RECESS  |  CULTURE

From the Vault: Halloween III

Apparently, all it takes for a film to be part of the Halloween franchise is an Oct. 31 setting. Photo courtesy amazon.com

As thousands of buoyant youths don their white sheets to wait for the great pumpkin and everyone else drinks while dressed up as Tina Fey Sarah Palin, the film world turns its eyes to horror. Nary a genre of film has yielded as many duds and as much success. And while torture porn might be the reigning king of the field right now, there was a time when a great slasher was all that mattered. While many feel that the slasher debate comes down to Kevin Bacon and Johnny Depp Jason and Freddy, their is an important third entity: Michael Meyers.

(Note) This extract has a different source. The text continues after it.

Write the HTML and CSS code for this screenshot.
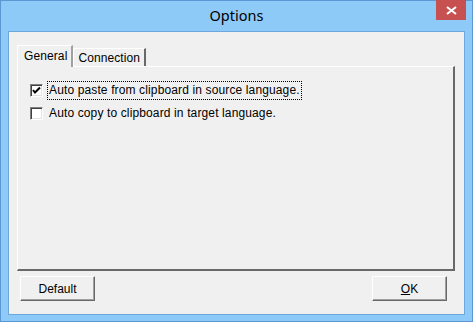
FILE: index.html
```html
<!DOCTYPE html>
<html>
  <head>
    <title>Options</title>
    <link rel="stylesheet" href="styles.css">
  </head>
  <body>
    <div class="window">
      <div class="titlebar">
        <span class="title">Options</span>
        <div class="close">
          <svg width="11" height="9" viewBox="0 0 11 9">
            <path d="M1 1 L10 8 M10 1 L1 8" stroke="#fff" stroke-width="2" fill="none"/>
          </svg>
        </div>
      </div>
      <div class="client">
        <div class="tabs">
          <div class="tab active">General</div>
          <div class="tab">Connection</div>
        </div>
        <div class="panel">
          <label class="check">
            <span class="box">
              <svg width="9" height="9" viewBox="0 0 9 9">
                <path d="M1 4 L3 6.5 L8 1.5" stroke="#000" stroke-width="2" fill="none"/>
              </svg>
            </span>
            <span class="text focus">Auto paste from clipboard in source language.</span>
          </label>
          <label class="check">
            <span class="box"></span>
            <span class="text">Auto copy to clipboard in target language.</span>
          </label>
        </div>
        <div class="buttons">
          <button class="btn">Default</button>
          <button class="btn"><u>O</u>K</button>
        </div>
      </div>
    </div>
  </body>
</html>
```
FILE: styles.css
```css
body {
  margin: 0;
  font-family: "Liberation Sans", Arial, sans-serif;
  font-size: 12px;
  color: #000;
}

.window {
  width: 473px;
  height: 322px;
  box-sizing: border-box;
  border: 1px solid #5d97d3;
  background-color: #8ecaf8;
  display: flex;
  flex-direction: column;
}

.titlebar {
  height: 29px;
  display: flex;
  align-items: center;
  justify-content: center;
  position: relative;
}

.title {
  font-family: "Noto Sans", "Liberation Sans", sans-serif;
  font-size: 14.5px;
  margin-top: -1px;
}

.close {
  position: absolute;
  top: -1px;
  right: 6px;
  width: 30px;
  height: 20px;
  background-color: #c75050;
  display: flex;
  align-items: center;
  justify-content: center;
}

.client {
  flex: 1;
  margin: 1px 7px 6px 7px;
  background-color: #f0f0f0;
  border: 1px solid #6ea6dd;
  padding: 13px 9px 0 8px;
  display: flex;
  flex-direction: column;
}

.tabs {
  display: flex;
  align-items: flex-end;
  height: 21px;
}

.tab {
  height: 18px;
  box-sizing: border-box;
  padding: 2px 4px 0 4px;
  border-top: 1px solid #fff;
  border-left: 1px solid #fff;
  border-right: 2px solid #696969;
  line-height: 14px;
  letter-spacing: 0.1px;
}

.tab.active {
  padding: 3px 4px 0 6px;
  border-right: 2px solid #a0a0a0;
  background-color: #f0f0f0;
  position: relative;
  z-index: 1;
  margin-bottom: -1px;
  height: 22px;
}

.panel {
  height: 205px;
  box-sizing: border-box;
  border-top: 1px solid #fff;
  border-left: 1px solid #fff;
  border-right: 2px solid #696969;
  border-bottom: 2px solid #696969;
  padding: 15px 0 0 12px;
  display: flex;
  flex-direction: column;
  gap: 6px;
}

.check {
  display: flex;
  align-items: center;
  gap: 4px;
  height: 17px;
}

.box {
  width: 13px;
  height: 13px;
  box-sizing: border-box;
  background-color: #fff;
  border-top: 1px solid #808080;
  border-left: 1px solid #808080;
  border-right: 1px solid #fff;
  border-bottom: 1px solid #fff;
  box-shadow: inset 1px 1px 0 #404040, inset -1px -1px 0 #e3e3e3;
  display: flex;
  align-items: center;
  justify-content: center;
}

.text {
  padding: 1px 1px 2px 1px;
  border: 1px solid transparent;
  letter-spacing: 0.13px;
}

.text.focus {
  border: 1px dotted #000;
}

.buttons {
  display: flex;
  justify-content: space-between;
  padding: 5px 8px 0 3px;
}

.btn {
  width: 75px;
  height: 25px;
  font-family: "Liberation Sans", Arial, sans-serif;
  font-size: 12px;
  background-color: #f0f0f0;
  border-top: 1px solid #fff;
  border-left: 1px solid #fff;
  border-right: 1px solid #696969;
  border-bottom: 1px solid #696969;
  box-shadow: inset -1px -1px 0 #a0a0a0;
  padding: 0;
}
```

And of the franchise's nine entries (yes, Rob Zombie's "extreme vision of terror counts"), the winningest entry is undoubtedly 1982's Halloween III: Season of the Witch. Just as Jason is absent from the first Friday the 13th film, Haddonfield, Ill.'s primary terrorist takes a break from this volume. In fact, the result is the epitome of everything worth celebrating in the genre: lifeless acting, awful writing, lazy filmmaking - it runs the gamut. But the 1982 time period results in a few choice zingers about the war on drugs and demonstrates priceless special effects and a soundtrack straight from the Atari 2600.

Hitchcock could not have delivered a better plot. A divorced doctor seeks the truth behind a series of strange deaths. Whenever a child is wearing one of the Silver Shamrock-brand Halloween masks and sees the Silver Shamrock advertisement, his innards turn into bugs a la The Wrath of Khan. And who is behind this scheme? The business-savviest class of male witches ever to grace the silver screen.

And the writing?

Cochran (the villain): Enjoy the horror-thon, Doctor. And don't forget to watch the big give away afterwards.

Dr. Challis (protagonist): Why, Cochran? Why?

Cochran: Do I need a reason? Mr. Kupfer was right, you know... I do love a good joke and this is the best ever, a joke on the children. But there's a better reason... you don't really know much about Halloween... you thought no further than the strange custom of having your children wear masks and go out begging for candy. It was the start of the year in our old Celtic lands, and we'd be waiting... in our houses of wattles and clay. The barriers would be down, you see, between the real and the unreal, and the dead might be looking in... to sit by our fires of turf. Halloween... the festival of Samhain! The last great one took place three thousand years ago, when the hills ran red... with the blood of animals and children.

Dr. Challis: Sacrifices.

Cochran: It was part of our world... our craft.

Dr. Challis: Witchcraft.

Cochran: To us, it was a way of controlling our environment. It's not so different now... it's time again. In the end... we don't decide these things, you know... the planets do. They're in alignment, and it's time again. The world's going to change tonight, doctor, I'm glad you'll be able to watch it. And... happy Halloween.

Of course, this bit of dialogues suggests an imperialistic critique from leftist Hollywood on the Reagan administration, but let's not give the film too much credit. Devoid of any thrills, tension or redeeming qualities, Halloween III is a disaster in the best possible way. Were Halloween III to belong to any other genre, it would be unwatchable. In fact, the only horror of the movie is that it exists. But if you've got nothing better to do tonight than knock back candy corn shots, Halloween III makes the perfect drinking game. Happy Hallowe'en.